Leddi, padre di Perimetro: «Milano è un racconto visivo»

Perimetro
Perimetro

Perimetro è un disegno immaginario. Uno spazio che racchiude interessi, persone che li alimentano, episodi e novità. Un progetto pieno storie raccontate attraverso le immagini. Una community multicanale che si sviluppa attraverso: un sito (perimetro.it), una pagina Instagram e Tasca, un estratto cartaceo mensile con dodici numeri in edizione limitata da duecento copie, distribuito in vari concept store in città e che unite andranno a comporre un unico libro. In più, incontri periodici con i protagonisti. Un puzzle di volte e vite che si dipanano fra via Padova, il quartiere Adriano, Quarto Oggiaro e un’infinità di angoli cittadini.

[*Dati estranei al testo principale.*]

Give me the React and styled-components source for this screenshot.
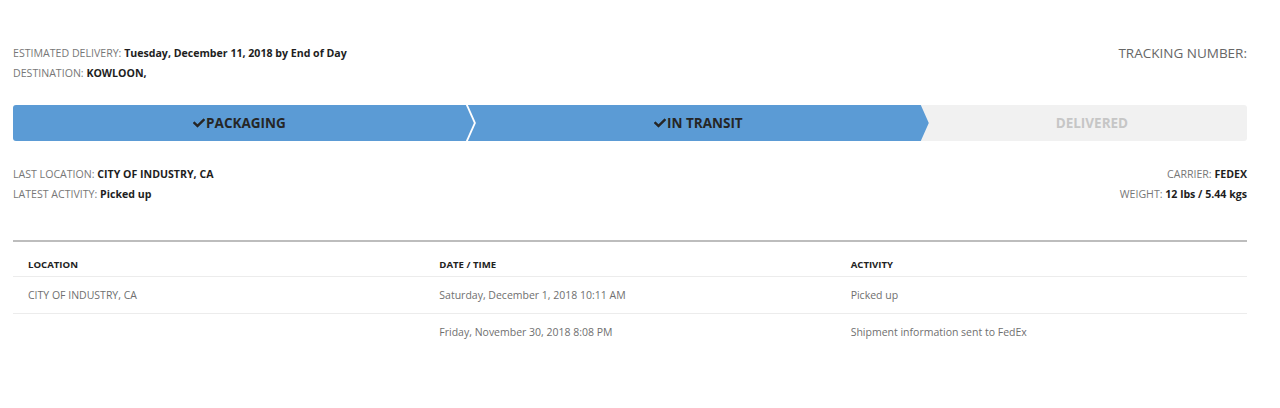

Ideatore, fondatore e coordinatore del progetto Perimetro, insieme al “copilota” Alioscia Bisceglia (fondatore insieme a Giuliano Palma dei Casino Royale), Sebastiano Leddi che lavora da sempre nella comunicazione visiva ed è molto legato a Milano: «Ho realizzato questo strumento per sviluppare un racconto sulla mia città», racconta a Mi-Tomorrow.

Sebastiano, cosa vi ha spinto a creare Perimetro?

«Da una parte, il desiderio di riconnettersi con la città: in un’epoca in cui siamo tutti connessi sui social, perdiamo di vista i collegamenti nella vita reale. Perimetro è un progetto che vive online, in formato cartaceo e, soprattutto, nella vita reale».

Cioè?

«Organizziamo molti incontri, dove portiamo alla luce tante storie raccontate dalla voce dei protagonisti. Milano è una città che spesso racconta ciò che succede solo per finalità commerciali, per spingere all’acquisto. Siamo convinti che c’è bisogno di umanità e che chi ha tanto da dire ha bisogno della presenza di media come il nostro».

Perimetro è anche una pubblicazione: cosa rispondete a chi dice che il cartaceo è anacronistico?

«La nostra pubblicazione è molto particolare: ha un’ottima qualità cartacea che cambia ogni mese ed è confezionata in un packaging di cartone. I dodici volumi di quest’anno verranno racchiusi in un raccoglitore, in modo da creare una specie di libro. Può essere anacronistico ma, alla fine, è un oggetto che rimane».

Una documentazione per il futuro?

«Certo, una sorta di archivio storico visivo che rimarrà nel tempo».

Come scovate i fotografi che collaborano con Perimetro?

«Essendo un agente di fotografi, molti erano già nel mio circuito. Poi l’anno scorso ho tracciato una mappa di circa cinquecento fotografi in città: un buon gruppo di ragazzi con un’estetica contemporanea e fuori dai circuiti commerciali. Ho raccolto scatti di generi e stili molto differenti: dall’architettura, al fotogiornalismo, passando dal fotodocumentario. Ora arrivano in redazione molte autocandidature».

Come orientate le vostre scelte?

«Non scegliamo il fotografo ma la storia che intende raccontare: non ci interessa la foto bella scattata da nomi altisonanti. E nemmeno su quanti follower ha su Instagram. Ci focalizziamo su ciò che vuole comunicare e condividere».

Le periferie sembrano essere i soggetti preferiti delle vostre foto. Sono più interessanti delle zone centrali?

«Non penso: stiamo cercando di mettere Milano sullo stesso livello di umanità. Raccontiamo la storia della persona comune come quella del personaggio più noto: è importante la trama e non il luogo dove si sviluppa».

Come vedi i milanesi della fascia dai 20 ai 40, vostro target di riferimento di utenti e dei vostri fotografi contributors?

«Più che all’età, il nostro target è legato da un’attitudine comune che punta su curiosità ed interazione. Anche se l’età è più o meno quella. Sicuramente sono molto più vicini, per interessi e stili di vita alle città del resto d’Europa, piuttosto che quelle italiane».

Se potessi fotografare un solo luogo di Milano: quale sceglieresti?

«Non c’è un luogo identificativo. Milano è molto sfaccettata. Proprio per questa ragione, nel nostro progetto non cerchiamo mai di “sintetizzare” la città ma di raccontarla in modo esteso e diversificato».

Qual è l’ambizione più grande?

«Che il seguito sia sempre più numeroso e che resista il più possibile».

E i prossimi obiettivi?

«Stiamo organizzando una mostra che raccolga tutto il lavoro dei nostri fotografi: una sorta di collettiva che faccia il punto su più di cento storie raccolte in città. Magari per celebrare il nostro».